[BEGIN PROVIDED MATERIAL]
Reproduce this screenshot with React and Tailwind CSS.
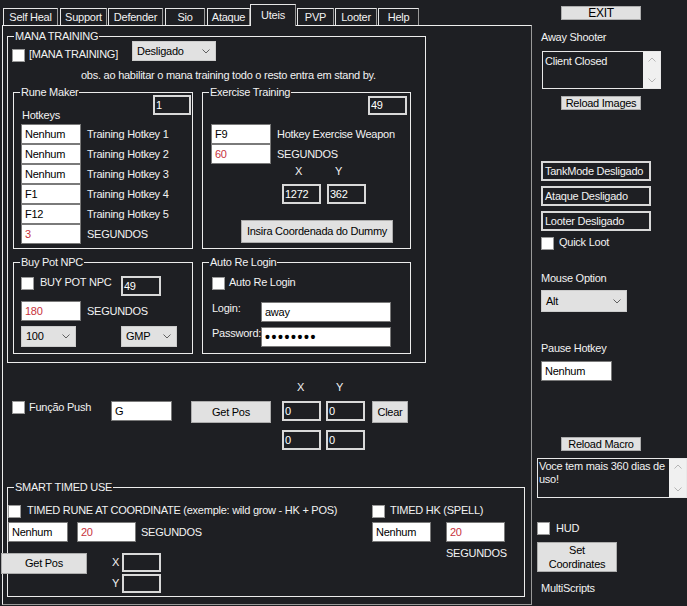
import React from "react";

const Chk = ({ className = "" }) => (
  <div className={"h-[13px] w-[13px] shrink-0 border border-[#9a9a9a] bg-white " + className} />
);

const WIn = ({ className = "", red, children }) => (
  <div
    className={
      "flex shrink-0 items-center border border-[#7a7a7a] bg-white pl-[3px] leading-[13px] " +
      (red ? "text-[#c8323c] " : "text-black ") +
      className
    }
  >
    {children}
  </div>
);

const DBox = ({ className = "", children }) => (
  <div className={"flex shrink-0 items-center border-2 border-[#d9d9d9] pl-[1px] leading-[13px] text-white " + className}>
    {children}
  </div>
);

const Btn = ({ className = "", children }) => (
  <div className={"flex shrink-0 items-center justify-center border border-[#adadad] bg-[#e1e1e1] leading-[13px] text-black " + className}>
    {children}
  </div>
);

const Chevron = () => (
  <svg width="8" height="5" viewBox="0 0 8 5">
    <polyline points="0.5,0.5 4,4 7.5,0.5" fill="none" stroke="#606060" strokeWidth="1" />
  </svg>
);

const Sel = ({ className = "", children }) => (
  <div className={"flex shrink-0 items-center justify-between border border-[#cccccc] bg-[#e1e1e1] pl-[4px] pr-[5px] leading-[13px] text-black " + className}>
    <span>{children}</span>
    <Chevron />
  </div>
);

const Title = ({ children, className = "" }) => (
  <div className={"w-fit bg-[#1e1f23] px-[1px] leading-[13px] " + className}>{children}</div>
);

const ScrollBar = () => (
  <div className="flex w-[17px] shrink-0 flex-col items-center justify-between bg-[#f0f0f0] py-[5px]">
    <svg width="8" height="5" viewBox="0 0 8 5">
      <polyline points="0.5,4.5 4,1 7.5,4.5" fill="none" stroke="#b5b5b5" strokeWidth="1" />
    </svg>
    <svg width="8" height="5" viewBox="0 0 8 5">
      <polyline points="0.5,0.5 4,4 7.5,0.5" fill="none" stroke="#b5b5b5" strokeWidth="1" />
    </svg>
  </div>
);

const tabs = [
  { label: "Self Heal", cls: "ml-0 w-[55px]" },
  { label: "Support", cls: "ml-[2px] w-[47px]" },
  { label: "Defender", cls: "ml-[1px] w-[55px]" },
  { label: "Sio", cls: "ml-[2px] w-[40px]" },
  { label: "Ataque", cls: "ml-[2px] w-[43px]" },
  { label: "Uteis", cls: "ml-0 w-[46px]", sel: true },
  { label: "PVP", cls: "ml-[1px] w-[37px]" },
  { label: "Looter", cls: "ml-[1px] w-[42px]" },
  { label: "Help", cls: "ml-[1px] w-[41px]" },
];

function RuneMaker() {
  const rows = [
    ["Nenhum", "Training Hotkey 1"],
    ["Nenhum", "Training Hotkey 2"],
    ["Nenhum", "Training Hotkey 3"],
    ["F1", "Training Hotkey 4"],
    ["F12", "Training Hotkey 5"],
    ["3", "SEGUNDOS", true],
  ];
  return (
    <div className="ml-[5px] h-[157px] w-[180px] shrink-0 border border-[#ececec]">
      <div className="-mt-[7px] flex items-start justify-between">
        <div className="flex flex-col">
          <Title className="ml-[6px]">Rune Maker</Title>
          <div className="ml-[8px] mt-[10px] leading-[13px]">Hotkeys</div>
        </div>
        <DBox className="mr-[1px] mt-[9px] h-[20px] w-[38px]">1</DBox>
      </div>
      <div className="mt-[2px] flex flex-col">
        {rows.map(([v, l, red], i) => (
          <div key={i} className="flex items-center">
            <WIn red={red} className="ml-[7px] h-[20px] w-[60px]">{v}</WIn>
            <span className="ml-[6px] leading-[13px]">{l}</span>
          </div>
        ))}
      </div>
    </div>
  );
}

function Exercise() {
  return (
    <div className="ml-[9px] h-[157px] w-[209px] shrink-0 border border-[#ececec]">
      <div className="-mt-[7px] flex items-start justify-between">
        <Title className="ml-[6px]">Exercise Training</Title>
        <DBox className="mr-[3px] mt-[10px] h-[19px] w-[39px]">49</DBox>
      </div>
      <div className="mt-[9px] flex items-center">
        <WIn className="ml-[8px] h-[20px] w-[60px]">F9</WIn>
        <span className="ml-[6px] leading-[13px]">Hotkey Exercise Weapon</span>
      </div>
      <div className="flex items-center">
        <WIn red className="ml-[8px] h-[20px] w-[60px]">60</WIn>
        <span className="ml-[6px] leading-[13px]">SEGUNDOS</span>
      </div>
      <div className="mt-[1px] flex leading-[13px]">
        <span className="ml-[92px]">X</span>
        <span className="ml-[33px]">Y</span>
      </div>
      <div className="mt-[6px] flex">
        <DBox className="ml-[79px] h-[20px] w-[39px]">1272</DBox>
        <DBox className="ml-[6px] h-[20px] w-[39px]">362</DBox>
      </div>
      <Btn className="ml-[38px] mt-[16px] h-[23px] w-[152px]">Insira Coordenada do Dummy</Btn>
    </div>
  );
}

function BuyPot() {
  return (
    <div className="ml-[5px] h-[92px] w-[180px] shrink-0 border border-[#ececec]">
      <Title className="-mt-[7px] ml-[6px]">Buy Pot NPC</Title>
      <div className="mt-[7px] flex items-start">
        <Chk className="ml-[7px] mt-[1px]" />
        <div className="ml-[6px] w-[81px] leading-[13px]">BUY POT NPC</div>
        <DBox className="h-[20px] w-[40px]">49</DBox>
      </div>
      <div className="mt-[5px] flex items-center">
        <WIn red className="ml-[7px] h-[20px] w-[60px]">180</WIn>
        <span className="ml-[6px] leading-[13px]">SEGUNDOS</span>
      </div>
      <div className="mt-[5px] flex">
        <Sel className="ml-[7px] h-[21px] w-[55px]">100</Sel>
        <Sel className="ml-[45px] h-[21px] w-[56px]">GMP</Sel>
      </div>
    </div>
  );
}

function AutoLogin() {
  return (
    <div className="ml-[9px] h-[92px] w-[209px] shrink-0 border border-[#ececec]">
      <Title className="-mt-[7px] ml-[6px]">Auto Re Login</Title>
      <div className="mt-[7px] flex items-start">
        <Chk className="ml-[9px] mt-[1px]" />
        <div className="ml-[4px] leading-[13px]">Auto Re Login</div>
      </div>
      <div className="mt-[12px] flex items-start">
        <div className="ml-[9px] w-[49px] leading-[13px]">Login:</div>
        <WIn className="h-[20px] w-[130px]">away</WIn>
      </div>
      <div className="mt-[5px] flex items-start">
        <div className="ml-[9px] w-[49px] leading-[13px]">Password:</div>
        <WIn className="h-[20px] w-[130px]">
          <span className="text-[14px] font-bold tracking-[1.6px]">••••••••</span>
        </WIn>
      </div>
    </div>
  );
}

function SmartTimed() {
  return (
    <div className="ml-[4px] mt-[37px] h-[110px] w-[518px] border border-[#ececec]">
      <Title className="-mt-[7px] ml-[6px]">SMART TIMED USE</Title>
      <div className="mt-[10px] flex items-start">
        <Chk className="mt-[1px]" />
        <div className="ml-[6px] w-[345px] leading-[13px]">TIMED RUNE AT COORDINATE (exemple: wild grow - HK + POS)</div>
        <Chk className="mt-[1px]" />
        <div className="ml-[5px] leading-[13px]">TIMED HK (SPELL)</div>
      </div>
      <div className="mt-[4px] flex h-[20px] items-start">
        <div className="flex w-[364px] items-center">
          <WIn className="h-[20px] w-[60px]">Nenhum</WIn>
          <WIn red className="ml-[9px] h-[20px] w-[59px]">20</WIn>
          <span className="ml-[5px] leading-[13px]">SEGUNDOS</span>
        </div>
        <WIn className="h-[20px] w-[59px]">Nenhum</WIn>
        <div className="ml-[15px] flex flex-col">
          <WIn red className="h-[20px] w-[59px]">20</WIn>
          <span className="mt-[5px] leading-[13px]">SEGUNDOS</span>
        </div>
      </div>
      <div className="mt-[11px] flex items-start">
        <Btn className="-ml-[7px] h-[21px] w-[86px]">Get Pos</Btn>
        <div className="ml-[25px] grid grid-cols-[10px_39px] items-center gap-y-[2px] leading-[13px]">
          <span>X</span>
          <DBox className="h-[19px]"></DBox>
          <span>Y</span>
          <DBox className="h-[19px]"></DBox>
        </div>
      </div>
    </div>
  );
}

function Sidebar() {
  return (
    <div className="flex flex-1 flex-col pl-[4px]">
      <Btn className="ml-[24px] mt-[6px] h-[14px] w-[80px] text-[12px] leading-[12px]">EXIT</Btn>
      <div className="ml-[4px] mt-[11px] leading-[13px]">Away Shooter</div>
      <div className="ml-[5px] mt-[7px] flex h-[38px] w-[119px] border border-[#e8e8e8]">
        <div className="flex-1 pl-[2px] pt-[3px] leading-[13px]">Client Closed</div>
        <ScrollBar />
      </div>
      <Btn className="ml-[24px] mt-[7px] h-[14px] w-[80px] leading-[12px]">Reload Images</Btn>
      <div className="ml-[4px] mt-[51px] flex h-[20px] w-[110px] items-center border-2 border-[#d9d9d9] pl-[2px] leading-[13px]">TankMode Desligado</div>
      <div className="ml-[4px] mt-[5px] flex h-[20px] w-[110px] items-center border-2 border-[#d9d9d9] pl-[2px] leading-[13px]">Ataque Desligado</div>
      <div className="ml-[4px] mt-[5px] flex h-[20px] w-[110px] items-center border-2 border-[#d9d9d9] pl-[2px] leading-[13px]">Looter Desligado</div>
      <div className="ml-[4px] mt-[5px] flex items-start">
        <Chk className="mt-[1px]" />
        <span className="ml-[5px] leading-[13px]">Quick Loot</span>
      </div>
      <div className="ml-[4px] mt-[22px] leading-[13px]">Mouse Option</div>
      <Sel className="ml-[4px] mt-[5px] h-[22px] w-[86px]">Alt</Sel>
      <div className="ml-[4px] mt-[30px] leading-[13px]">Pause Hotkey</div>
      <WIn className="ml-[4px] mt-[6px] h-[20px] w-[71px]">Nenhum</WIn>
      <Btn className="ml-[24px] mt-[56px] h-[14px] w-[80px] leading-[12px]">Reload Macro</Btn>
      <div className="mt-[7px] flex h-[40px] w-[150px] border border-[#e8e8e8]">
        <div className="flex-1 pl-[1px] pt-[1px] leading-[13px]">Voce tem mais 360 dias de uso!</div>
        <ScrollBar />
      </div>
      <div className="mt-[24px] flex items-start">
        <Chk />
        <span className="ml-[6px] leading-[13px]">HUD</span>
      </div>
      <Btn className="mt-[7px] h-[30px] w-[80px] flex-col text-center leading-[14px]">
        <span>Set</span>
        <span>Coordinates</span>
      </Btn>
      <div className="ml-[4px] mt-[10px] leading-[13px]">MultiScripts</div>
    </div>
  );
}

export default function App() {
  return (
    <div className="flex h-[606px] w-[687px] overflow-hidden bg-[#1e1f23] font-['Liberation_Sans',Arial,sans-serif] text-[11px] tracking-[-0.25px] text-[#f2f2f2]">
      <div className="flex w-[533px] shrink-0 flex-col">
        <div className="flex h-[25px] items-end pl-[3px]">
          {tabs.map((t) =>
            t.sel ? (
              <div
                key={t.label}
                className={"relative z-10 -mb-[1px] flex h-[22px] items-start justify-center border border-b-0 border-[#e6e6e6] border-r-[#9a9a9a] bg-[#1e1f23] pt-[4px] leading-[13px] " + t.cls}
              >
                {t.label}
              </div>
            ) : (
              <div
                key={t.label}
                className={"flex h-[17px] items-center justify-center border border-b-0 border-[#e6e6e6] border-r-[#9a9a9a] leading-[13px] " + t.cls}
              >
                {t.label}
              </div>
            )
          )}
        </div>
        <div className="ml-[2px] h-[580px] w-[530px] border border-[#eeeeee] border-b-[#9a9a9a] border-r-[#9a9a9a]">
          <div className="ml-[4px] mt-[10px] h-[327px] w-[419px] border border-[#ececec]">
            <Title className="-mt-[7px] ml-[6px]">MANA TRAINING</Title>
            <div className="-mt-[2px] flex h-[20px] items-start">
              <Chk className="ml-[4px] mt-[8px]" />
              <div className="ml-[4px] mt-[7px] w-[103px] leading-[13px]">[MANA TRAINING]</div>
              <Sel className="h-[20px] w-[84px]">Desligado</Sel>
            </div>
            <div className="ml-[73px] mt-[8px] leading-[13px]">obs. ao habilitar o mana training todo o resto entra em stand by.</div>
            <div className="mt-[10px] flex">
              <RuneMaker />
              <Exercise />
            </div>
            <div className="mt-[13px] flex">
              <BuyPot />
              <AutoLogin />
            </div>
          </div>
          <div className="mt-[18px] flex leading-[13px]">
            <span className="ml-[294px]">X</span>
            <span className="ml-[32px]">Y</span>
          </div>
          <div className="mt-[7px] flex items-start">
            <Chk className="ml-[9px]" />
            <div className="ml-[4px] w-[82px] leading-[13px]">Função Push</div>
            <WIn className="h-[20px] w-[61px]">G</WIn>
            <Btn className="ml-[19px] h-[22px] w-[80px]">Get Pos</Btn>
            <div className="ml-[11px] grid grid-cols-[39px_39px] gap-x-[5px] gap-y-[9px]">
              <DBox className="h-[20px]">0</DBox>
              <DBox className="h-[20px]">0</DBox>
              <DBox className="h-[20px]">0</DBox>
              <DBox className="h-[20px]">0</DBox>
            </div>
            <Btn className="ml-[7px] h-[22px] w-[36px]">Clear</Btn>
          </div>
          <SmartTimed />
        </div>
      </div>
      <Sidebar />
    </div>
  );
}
[END PROVIDED MATERIAL]
● **PROBLEM REQUIREMENTS**
Find every line that has "React" in it, then return those lines.

● **WRITTEN SOLUTION**
Reproduce this screenshot with React and Tailwind CSS.
import React from "react";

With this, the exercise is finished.